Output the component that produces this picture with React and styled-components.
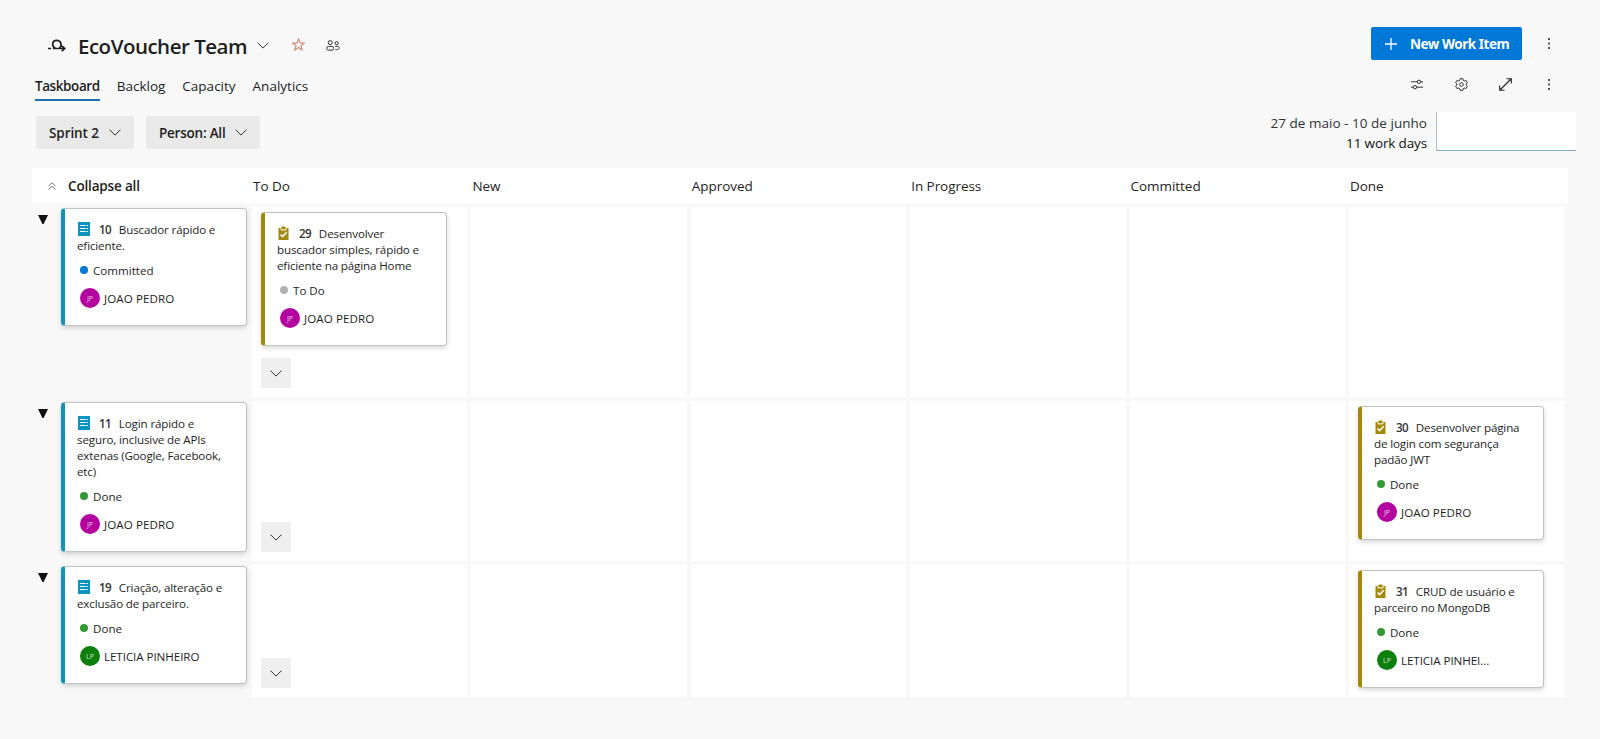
import React from 'react';
import styled, { createGlobalStyle } from 'styled-components';

const GlobalStyle = createGlobalStyle`
  *, *::before, *::after { box-sizing: border-box; }
  body {
    margin: 0;
    background: #f8f8f8;
    color: #1e1e1e;
    font-family: "Open Sans", "Noto Sans", sans-serif;
    font-size: 13.5px;
  }
  button { font: inherit; color: inherit; border: 0; padding: 0; background: none; }
`;

const Page = styled.div`
  height: 739px;
  padding: 27px 24px 0 32px;
  overflow: hidden;
`;

const TitleBar = styled.header`
  display: flex;
  align-items: center;
  height: 33px;
  padding: 0 0 0 16px;
`;

const Title = styled.h1`
  margin: 4px 10px 0 12px;
  font-size: 20.5px;
  font-weight: 550;
  line-height: 28px;
  letter-spacing: -0.5px;
  white-space: nowrap;
`;

const TitleIcon = styled.span`
  display: flex;
  margin: ${(p) => p.$top || 0}px ${(p) => p.$right || 0}px 0 0;
`;

const PrimaryButton = styled.button`
  display: flex;
  align-items: center;
  gap: 13px;
  width: 151px;
  height: 33px;
  margin-left: auto;
  padding: 0 0 0 14px;
  border-radius: 2px;
  background: #0078d7;
  color: #fff;
  font-family: "Noto Sans", sans-serif;
  font-weight: 700;
  letter-spacing: -0.46px;
  white-space: nowrap;
`;

const IconButton = styled.button`
  display: flex;
  align-items: center;
  justify-content: center;
  width: ${(p) => p.$width || 16}px;
  height: 16px;
`;

const NavBar = styled.nav`
  display: flex;
  align-items: flex-start;
  height: 52px;
  padding: 14px 20px 0 3px;
`;

const Tab = styled.a`
  height: 27px;
  margin-right: 17px;
  line-height: 25px;
  white-space: nowrap;
  font-weight: ${(p) => (p.$active ? 600 : 400)};
  letter-spacing: ${(p) => (p.$active ? '-0.42px' : '0')};
  border-bottom: 2px solid ${(p) => (p.$active ? '#1c6fb0' : 'transparent')};
`;

const ViewActions = styled.div`
  display: flex;
  gap: 28px;
  margin: 2px -1px 0 auto;
`;

const FilterBar = styled.div`
  display: flex;
  align-items: flex-start;
  height: 56px;
  padding-left: 4px;
`;

const FilterButton = styled.button`
  display: flex;
  align-items: center;
  gap: 10px;
  height: 33px;
  margin: 4px 12px 0 0;
  padding: 0 13px 0 13px;
  border-radius: 2px;
  background: #e9e9e9;
  font-weight: 600;
  letter-spacing: ${(p) => p.$spacing}px;
  white-space: nowrap;
`;

const SprintDates = styled.div`
  margin-left: auto;
  padding-top: 1px;
  color: #333;
  line-height: 20px;
  letter-spacing: 0.03px;
  text-align: right;
  white-space: nowrap;
`;

const WorkDays = styled.div`
  color: #111;
  letter-spacing: -0.14px;
`;

const Burndown = styled.div`
  width: 140px;
  height: 39px;
  margin-left: 9px;
  background: #fff;
  border-left: 1px solid #b4bcc6;
  border-bottom: 1px solid #86a9c9;
`;

const BoardHeader = styled.div`
  display: grid;
  grid-template-columns: 220px repeat(6, 219.4px);
  align-items: center;
  width: 1536px;
  height: 35px;
  padding-left: 1px;
  background: #fff;
  overflow: hidden;
`;

const CollapseAll = styled.button`
  display: flex;
  align-items: center;
  gap: 12px;
  padding: 1px 0 0 15px;
  font-weight: 600;
  letter-spacing: -0.17px;
`;

const ColumnName = styled.div`
  padding-top: 1px;
  letter-spacing: -0.05px;
`;

const Board = styled.div`
  display: flex;
  flex-direction: column;
  gap: 4px;
  padding-top: 4px;
`;

const BoardRow = styled.section`
  display: grid;
  grid-template-columns: 216px repeat(6, 215.4px);
  column-gap: 4px;
  height: ${(p) => p.$height}px;
`;

const RowHead = styled.div`
  display: flex;
  align-items: flex-start;
  padding: 1px 0 0 6px;
`;

const Toggle = styled.button`
  display: flex;
  width: 23px;
  padding-top: 7px;
`;

const Cell = styled.div`
  display: flex;
  flex-direction: column;
  justify-content: space-between;
  min-width: 0;
  padding: 5px 0 9px 9px;
  background: #fff;
`;

const ExpandButton = styled.button`
  display: flex;
  align-items: center;
  justify-content: center;
  width: 30px;
  height: 30px;
  margin-top: auto;
  background: #efeff0;
`;

const CardBox = styled.article`
  width: 186px;
  padding: 13px 12px 17px;
  border: 1px solid #c2c2c2;
  border-left: 4px solid ${(p) => p.$accent};
  border-radius: 4px;
  background: #fff;
  box-shadow: 0 2px 5px rgba(0, 0, 0, 0.16);
  font-size: 11.6px;
`;

const CardTitle = styled.div`
  line-height: 16px;
  letter-spacing: -0.14px;
  white-space: nowrap;
`;

const TitleLine = styled.div`
  display: flex;
  height: 16px;
`;

const TypeIcon = styled.span`
  display: flex;
  width: 22px;
  padding-left: 1px;
`;

const ItemId = styled.span`
  margin-right: 8px;
  font-weight: 550;
  letter-spacing: -0.7px;
  color: #333;
`;

const State = styled.div`
  display: flex;
  align-items: center;
  gap: 5px;
  height: 16px;
  margin: 8px 0 0 3px;
`;

const Dot = styled.span`
  width: 8px;
  height: 8px;
  border-radius: 50%;
  background: ${(p) => p.$color};
`;

const Assignee = styled.div`
  display: flex;
  align-items: center;
  gap: 4px;
  height: 20px;
  margin: 10px 0 0 3px;
`;

const Avatar = styled.span`
  display: flex;
  align-items: center;
  justify-content: center;
  width: 20px;
  height: 20px;
  border-radius: 50%;
  background: ${(p) => p.$color};
  color: rgba(255, 255, 255, 0.8);
  font-size: 7px;
`;

const PersonName = styled.span`
  letter-spacing: ${(p) => p.$spacing}px;
  white-space: nowrap;
`;

const Chevron = () => (
  <svg width="12" height="7" viewBox="0 0 12 7" fill="none" stroke="#333" strokeWidth="1">
    <path d="M.5.6 6 6.1 11.5.6" />
  </svg>
);

const SprintIcon = () => (
  <svg width="18" height="13" viewBox="0 0 18 13" fill="none" stroke="#1e1e1e" strokeWidth="1.7">
    <path d="M0 9.5H3.2M5 9.5H16.5M7.4 9.3C3.2 7.4 4 1.3 8.7 1.3S14.2 6.6 11.4 9.3M13.8 6.9 16.7 9.5 13.8 12.1" />
  </svg>
);

const StarIcon = () => (
  <svg width="13" height="13" viewBox="0 0 13 13" fill="none" stroke="#d28670" strokeWidth="1.1">
    <path d="M6.5.9 8 4.9 12.3 5.1 8.9 7.7 10.1 12 6.5 9.5 2.9 12 4.1 7.7.7 5.1 5 4.9Z" />
  </svg>
);

const PeopleIcon = () => (
  <svg width="14" height="11" viewBox="0 0 14 11" fill="none" stroke="#333" strokeWidth="1">
    <circle cx="4.2" cy="2.6" r="2" />
    <circle cx="10.7" cy="3.2" r="1.6" />
    <rect x=".8" y="6.4" width="6.8" height="3.8" rx="1.7" />
    <path d="M9.2 6.4h2.4c1 0 1.5.5 1.5 1.3 0 1.3-1 2-2.4 2-.6 0-1-.1-1.4-.3" />
  </svg>
);

const PlusIcon = () => (
  <svg width="12" height="12" viewBox="0 0 12 12" stroke="#fff" strokeWidth="1.3">
    <path d="M6 0V12M0 6H12" />
  </svg>
);

const MoreIcon = () => (
  <svg width="2" height="11" viewBox="0 0 2 11" fill="#555">
    <rect width="2" height="2" />
    <rect y="4.5" width="2" height="2" />
    <rect y="9" width="2" height="2" />
  </svg>
);

const SlidersIcon = () => (
  <svg width="12" height="11" viewBox="0 0 12 11" fill="none" stroke="#333" strokeWidth="1">
    <path d="M0 2.8H6.2M9.8 2.8H12M0 8.2H2.2M5.8 8.2H12" />
    <circle cx="8" cy="2.8" r="1.7" />
    <circle cx="4" cy="8.2" r="1.7" />
  </svg>
);

const GearIcon = () => (
  <svg width="13" height="13" viewBox="0 0 13 13" fill="none" stroke="#333" strokeWidth="1" strokeLinejoin="round">
    <circle cx="6.5" cy="6.5" r="1.8" />
    <path d="M5.1.7h2.8l.4 1.7 1.1.6 1.6-.6 1.4 2.4-1.2 1.1v1.2l1.2 1.1-1.4 2.4-1.6-.6-1.1.6-.4 1.7H5.1l-.4-1.7-1.1-.6-1.6.6L.6 8.2l1.2-1.1V5.9L.6 4.8 2 2.4l1.6.6 1.1-.6Z" />
  </svg>
);

const ExpandIcon = () => (
  <svg width="13" height="13" viewBox="0 0 13 13" fill="none" stroke="#222" strokeWidth="1.1">
    <path d="M1 12 12 1M7.5.7h4.8v4.8M.7 7.5v4.8h4.8" />
  </svg>
);

const CollapseIcon = () => (
  <svg width="8" height="8" viewBox="0 0 8 8" fill="none" stroke="#777" strokeWidth="1">
    <path d="M.5 4 4 .8 7.5 4M.5 7.5 4 4.3 7.5 7.5" />
  </svg>
);

const TriangleIcon = () => (
  <svg width="10" height="9" viewBox="0 0 10 9" fill="#111">
    <path d="M0 0H10L5.6 9H4.4Z" />
  </svg>
);

const BacklogItemIcon = () => (
  <svg width="12" height="14" viewBox="0 0 12 14">
    <rect width="12" height="14" fill="#0b94c0" />
    <path d="M2 3.5H7.6M8.4 3.5H10M2 6.5H7.6M8.4 6.5H10M2 9.5H7.6M8.4 9.5H10" stroke="#fff" strokeWidth="1" />
  </svg>
);

const TaskIcon = () => (
  <svg width="11" height="14" viewBox="0 0 11 14">
    <path d="M.5 2H3L4 0.4H7L8 2H10.5V14H.5Z" fill="#a4880a" />
    <path d="M3 2.2V3.9H8V2.2" fill="none" stroke="#fff" strokeWidth="1" />
    <path d="M2.6 8.6 4.6 10.6 8.7 6.2" fill="none" stroke="#fff" strokeWidth="1.5" />
  </svg>
);

const STATE_COLORS = { Committed: '#0078d4', 'To Do': '#b2b2b2', Done: '#339933' };

const JOAO = { initials: 'JP', name: 'JOAO PEDRO', color: '#b4009e', spacing: 0.08 };
const LETICIA = { initials: 'LP', name: 'LETICIA PINHEIRO', color: '#0b800b', spacing: -0.06 };

const COLUMNS = ['To Do', 'New', 'Approved', 'In Progress', 'Committed', 'Done'];

const ROWS = [
  {
    height: 190,
    item: { id: 10, lines: ['Buscador rápido e', 'eficiente.'], state: 'Committed', person: JOAO },
    tasks: {
      'To Do': {
        id: 29,
        lines: ['Desenvolver', 'buscador simples, rápido e', 'eficiente na página Home'],
        state: 'To Do',
        person: JOAO,
      },
    },
  },
  {
    height: 160,
    item: {
      id: 11,
      lines: ['Login rápido e', 'seguro, inclusive de APIs', 'extenas (Google, Facebook,', 'etc)'],
      state: 'Done',
      person: JOAO,
    },
    tasks: {
      Done: {
        id: 30,
        lines: ['Desenvolver página', 'de login com segurança', 'padão JWT'],
        state: 'Done',
        person: JOAO,
      },
    },
  },
  {
    height: 132,
    item: { id: 19, lines: ['Criação, alteração e', 'exclusão de parceiro.'], state: 'Done', person: LETICIA },
    tasks: {
      Done: {
        id: 31,
        lines: ['CRUD de usuário e', 'parceiro no MongoDB'],
        state: 'Done',
        person: { ...LETICIA, name: 'LETICIA PINHEI...' },
      },
    },
  },
];

function Card({ id, lines, state, person, task }) {
  const [first, ...rest] = lines;
  return (
    <CardBox $accent={task ? '#a4880a' : '#0b94c0'}>
      <CardTitle>
        <TitleLine>
          <TypeIcon>{task ? <TaskIcon /> : <BacklogItemIcon />}</TypeIcon>
          <ItemId>{id}</ItemId>
          {first}
        </TitleLine>
        {rest.map((line) => (
          <TitleLine key={line}>{line}</TitleLine>
        ))}
      </CardTitle>
      <State>
        <Dot $color={STATE_COLORS[state]} />
        {state}
      </State>
      <Assignee>
        <Avatar $color={person.color}>{person.initials}</Avatar>
        <PersonName $spacing={person.spacing}>{person.name}</PersonName>
      </Assignee>
    </CardBox>
  );
}

export default function App() {
  return (
    <Page>
      <GlobalStyle />
      <TitleBar>
        <TitleIcon $top={4}><SprintIcon /></TitleIcon>
        <Title>EcoVoucher Team</Title>
        <TitleIcon $top={3} $right={23}><Chevron /></TitleIcon>
        <TitleIcon $top={2} $right={21}><StarIcon /></TitleIcon>
        <TitleIcon $top={3}><PeopleIcon /></TitleIcon>
        <PrimaryButton><PlusIcon />New Work Item</PrimaryButton>
        <IconButton $width={54}><MoreIcon /></IconButton>
      </TitleBar>
      <NavBar>
        <Tab $active>Taskboard</Tab>
        <Tab>Backlog</Tab>
        <Tab>Capacity</Tab>
        <Tab>Analytics</Tab>
        <ViewActions>
          <IconButton><SlidersIcon /></IconButton>
          <IconButton><GearIcon /></IconButton>
          <IconButton><ExpandIcon /></IconButton>
          <IconButton><MoreIcon /></IconButton>
        </ViewActions>
      </NavBar>
      <FilterBar>
        <FilterButton $spacing={-0.08}>Sprint 2<Chevron /></FilterButton>
        <FilterButton $spacing={-0.22}>Person: All<Chevron /></FilterButton>
        <SprintDates>
          27 de maio - 10 de junho
          <WorkDays>11 work days</WorkDays>
        </SprintDates>
        <Burndown />
      </FilterBar>
      <BoardHeader>
        <CollapseAll><CollapseIcon />Collapse all</CollapseAll>
        {COLUMNS.map((name) => <ColumnName key={name}>{name}</ColumnName>)}
      </BoardHeader>
      <Board>
        {ROWS.map((row) => (
          <BoardRow key={row.item.id} $height={row.height}>
            <RowHead>
              <Toggle><TriangleIcon /></Toggle>
              <Card {...row.item} />
            </RowHead>
            {COLUMNS.map((name) => (
              <Cell key={name}>
                {row.tasks[name] && <Card task {...row.tasks[name]} />}
                {name === 'To Do' && <ExpandButton><Chevron /></ExpandButton>}
              </Cell>
            ))}
          </BoardRow>
        ))}
      </Board>
    </Page>
  );
}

▬▬▬

Scan the data above and copy every line with "React" in it.

Output the component that produces this picture with React and styled-components.
import React from 'react';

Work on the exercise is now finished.